WRITTEN PROBLEM:
For the data below, transcribe the part that opens with the line containing "Convert this screenshot" and closes with the line containing "import React from", exactly and with no pictures.

SUPPLIED MATERIAL:
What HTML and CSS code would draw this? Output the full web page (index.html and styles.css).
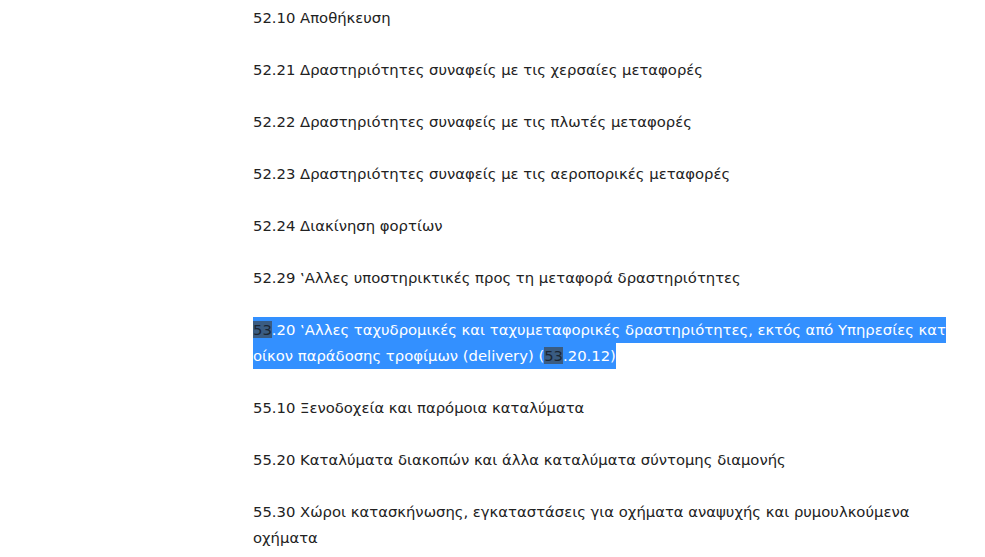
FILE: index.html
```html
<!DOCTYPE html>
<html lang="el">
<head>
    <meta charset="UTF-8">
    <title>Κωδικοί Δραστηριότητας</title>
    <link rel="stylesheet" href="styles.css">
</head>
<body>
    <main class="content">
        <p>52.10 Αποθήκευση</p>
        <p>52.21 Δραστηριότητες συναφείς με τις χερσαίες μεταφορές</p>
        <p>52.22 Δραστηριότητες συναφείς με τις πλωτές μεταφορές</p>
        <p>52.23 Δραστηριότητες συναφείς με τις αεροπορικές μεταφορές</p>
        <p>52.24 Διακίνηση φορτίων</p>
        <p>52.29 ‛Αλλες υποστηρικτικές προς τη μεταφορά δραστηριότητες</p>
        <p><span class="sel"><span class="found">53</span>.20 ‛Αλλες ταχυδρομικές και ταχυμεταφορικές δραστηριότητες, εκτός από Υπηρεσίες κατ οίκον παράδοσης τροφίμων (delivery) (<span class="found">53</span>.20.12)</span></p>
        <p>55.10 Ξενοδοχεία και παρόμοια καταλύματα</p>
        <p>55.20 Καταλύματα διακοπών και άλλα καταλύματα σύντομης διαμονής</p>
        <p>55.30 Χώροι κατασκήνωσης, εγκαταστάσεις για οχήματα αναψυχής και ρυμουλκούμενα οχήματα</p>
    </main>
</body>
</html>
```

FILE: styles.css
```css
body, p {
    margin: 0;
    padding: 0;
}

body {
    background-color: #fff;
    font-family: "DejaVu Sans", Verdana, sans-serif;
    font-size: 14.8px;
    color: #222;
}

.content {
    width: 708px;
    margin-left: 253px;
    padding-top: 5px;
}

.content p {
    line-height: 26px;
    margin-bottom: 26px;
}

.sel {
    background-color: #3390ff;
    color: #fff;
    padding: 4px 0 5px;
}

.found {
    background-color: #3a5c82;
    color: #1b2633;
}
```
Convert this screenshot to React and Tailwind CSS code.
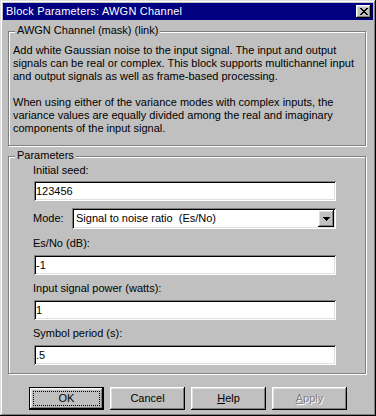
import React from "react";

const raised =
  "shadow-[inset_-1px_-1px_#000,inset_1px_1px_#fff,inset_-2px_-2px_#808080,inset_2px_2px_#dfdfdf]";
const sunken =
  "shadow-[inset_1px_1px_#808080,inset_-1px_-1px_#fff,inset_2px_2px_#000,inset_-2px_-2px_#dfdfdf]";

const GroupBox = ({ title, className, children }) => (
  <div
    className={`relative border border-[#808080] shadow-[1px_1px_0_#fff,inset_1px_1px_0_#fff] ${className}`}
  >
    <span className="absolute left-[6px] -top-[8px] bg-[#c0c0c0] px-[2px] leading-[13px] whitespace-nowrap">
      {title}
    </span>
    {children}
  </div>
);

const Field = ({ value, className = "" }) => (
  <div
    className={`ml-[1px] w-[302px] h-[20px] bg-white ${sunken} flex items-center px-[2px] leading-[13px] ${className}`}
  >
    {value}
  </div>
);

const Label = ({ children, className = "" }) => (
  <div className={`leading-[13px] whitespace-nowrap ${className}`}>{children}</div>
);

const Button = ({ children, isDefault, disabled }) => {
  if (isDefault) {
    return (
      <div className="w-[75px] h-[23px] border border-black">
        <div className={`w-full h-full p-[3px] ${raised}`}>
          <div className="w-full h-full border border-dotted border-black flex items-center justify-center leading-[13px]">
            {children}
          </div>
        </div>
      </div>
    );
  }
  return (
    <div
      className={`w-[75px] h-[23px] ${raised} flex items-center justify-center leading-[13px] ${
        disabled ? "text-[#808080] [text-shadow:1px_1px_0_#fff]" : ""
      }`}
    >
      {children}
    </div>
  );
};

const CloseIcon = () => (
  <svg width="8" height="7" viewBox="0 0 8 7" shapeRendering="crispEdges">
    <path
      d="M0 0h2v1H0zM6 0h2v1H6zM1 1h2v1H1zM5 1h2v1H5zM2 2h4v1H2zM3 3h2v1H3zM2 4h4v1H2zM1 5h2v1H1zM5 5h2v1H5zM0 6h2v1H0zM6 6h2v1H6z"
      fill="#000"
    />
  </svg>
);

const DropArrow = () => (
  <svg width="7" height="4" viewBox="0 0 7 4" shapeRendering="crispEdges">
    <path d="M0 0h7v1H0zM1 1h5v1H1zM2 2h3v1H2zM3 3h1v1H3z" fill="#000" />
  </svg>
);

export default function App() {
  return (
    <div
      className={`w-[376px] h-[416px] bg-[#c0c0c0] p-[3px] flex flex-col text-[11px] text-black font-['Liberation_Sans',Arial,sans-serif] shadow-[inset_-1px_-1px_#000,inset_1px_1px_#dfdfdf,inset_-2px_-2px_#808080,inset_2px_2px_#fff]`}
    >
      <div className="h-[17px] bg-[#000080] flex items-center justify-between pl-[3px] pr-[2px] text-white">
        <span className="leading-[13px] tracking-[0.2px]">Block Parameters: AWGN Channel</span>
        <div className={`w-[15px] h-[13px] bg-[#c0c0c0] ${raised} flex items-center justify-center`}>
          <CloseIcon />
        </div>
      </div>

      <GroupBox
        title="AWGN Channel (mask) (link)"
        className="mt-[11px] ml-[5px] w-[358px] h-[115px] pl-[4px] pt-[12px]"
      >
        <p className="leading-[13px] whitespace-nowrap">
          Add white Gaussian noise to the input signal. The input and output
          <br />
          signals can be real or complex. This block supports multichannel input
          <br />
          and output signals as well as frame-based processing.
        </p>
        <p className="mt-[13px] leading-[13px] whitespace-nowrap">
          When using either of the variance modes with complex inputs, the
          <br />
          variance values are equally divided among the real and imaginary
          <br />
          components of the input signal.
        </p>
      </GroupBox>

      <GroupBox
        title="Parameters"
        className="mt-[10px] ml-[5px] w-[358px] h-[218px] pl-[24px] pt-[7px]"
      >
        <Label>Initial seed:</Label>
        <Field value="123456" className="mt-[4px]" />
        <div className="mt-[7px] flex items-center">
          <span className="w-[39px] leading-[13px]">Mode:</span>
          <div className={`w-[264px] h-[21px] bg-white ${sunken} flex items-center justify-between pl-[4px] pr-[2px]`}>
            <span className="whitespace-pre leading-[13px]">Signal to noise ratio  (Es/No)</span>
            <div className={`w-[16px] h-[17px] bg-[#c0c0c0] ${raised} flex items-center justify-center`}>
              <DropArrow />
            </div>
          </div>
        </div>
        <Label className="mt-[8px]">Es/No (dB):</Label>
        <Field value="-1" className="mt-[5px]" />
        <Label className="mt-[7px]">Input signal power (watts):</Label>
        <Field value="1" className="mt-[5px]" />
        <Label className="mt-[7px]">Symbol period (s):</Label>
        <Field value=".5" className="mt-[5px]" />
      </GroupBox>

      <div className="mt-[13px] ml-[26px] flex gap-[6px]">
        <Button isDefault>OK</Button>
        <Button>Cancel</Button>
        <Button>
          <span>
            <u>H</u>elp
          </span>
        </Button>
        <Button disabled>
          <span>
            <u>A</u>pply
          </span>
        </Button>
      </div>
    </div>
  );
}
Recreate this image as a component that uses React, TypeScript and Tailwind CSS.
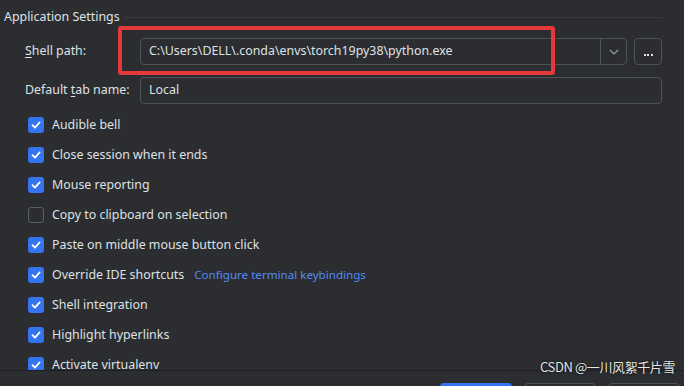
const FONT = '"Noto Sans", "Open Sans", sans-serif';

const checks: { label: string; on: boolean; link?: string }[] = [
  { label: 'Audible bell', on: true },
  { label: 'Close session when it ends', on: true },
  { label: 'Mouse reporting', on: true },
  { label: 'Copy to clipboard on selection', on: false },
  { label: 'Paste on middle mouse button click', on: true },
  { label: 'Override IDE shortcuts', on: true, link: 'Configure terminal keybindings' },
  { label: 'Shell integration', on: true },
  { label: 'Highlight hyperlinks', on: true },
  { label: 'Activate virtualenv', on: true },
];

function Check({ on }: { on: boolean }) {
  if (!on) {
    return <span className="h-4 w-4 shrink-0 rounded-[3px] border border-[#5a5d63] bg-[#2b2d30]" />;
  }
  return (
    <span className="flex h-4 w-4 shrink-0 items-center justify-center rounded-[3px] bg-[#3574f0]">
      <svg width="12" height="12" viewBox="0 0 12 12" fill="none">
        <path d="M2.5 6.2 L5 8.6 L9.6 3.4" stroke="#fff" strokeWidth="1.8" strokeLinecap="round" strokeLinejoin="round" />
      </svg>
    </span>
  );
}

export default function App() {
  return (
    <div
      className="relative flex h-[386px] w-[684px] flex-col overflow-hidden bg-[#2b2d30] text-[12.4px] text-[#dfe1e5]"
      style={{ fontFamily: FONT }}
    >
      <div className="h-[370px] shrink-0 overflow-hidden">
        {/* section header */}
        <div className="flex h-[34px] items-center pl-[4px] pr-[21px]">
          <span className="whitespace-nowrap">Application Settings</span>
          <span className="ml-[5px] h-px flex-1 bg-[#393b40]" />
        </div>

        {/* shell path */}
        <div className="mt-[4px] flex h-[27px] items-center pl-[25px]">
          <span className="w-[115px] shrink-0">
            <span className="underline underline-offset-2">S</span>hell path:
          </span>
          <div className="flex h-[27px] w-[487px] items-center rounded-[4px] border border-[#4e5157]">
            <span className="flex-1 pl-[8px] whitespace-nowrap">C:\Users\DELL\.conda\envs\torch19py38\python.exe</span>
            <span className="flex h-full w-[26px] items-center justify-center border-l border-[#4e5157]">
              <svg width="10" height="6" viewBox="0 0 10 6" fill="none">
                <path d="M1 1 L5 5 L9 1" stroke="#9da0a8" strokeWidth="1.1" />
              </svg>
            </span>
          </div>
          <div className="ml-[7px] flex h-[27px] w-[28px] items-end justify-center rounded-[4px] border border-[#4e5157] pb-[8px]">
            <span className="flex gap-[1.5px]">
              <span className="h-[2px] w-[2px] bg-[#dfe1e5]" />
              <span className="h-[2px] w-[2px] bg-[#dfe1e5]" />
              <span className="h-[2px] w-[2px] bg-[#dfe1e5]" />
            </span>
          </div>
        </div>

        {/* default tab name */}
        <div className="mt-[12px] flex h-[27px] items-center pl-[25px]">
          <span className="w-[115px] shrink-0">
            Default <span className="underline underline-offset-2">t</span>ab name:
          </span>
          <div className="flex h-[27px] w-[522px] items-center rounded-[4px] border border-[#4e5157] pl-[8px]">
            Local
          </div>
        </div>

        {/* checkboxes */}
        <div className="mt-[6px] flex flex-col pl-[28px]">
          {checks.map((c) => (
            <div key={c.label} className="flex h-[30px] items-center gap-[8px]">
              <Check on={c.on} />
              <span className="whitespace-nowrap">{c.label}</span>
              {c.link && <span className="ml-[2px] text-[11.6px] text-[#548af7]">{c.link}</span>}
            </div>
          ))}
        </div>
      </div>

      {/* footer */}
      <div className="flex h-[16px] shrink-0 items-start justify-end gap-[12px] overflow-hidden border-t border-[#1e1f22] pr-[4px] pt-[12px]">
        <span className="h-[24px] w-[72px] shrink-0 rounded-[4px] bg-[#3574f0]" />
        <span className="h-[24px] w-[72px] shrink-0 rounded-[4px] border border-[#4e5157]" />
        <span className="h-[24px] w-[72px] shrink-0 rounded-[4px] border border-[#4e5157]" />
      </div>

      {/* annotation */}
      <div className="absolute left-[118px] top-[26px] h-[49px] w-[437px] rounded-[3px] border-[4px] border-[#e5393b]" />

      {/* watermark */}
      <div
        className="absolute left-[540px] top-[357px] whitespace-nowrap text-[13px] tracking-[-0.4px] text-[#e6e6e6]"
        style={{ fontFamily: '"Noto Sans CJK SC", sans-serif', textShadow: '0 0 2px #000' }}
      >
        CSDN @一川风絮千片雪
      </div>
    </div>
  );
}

THE SOLUTION:
Convert this screenshot to React and Tailwind CSS code.
import React from "react";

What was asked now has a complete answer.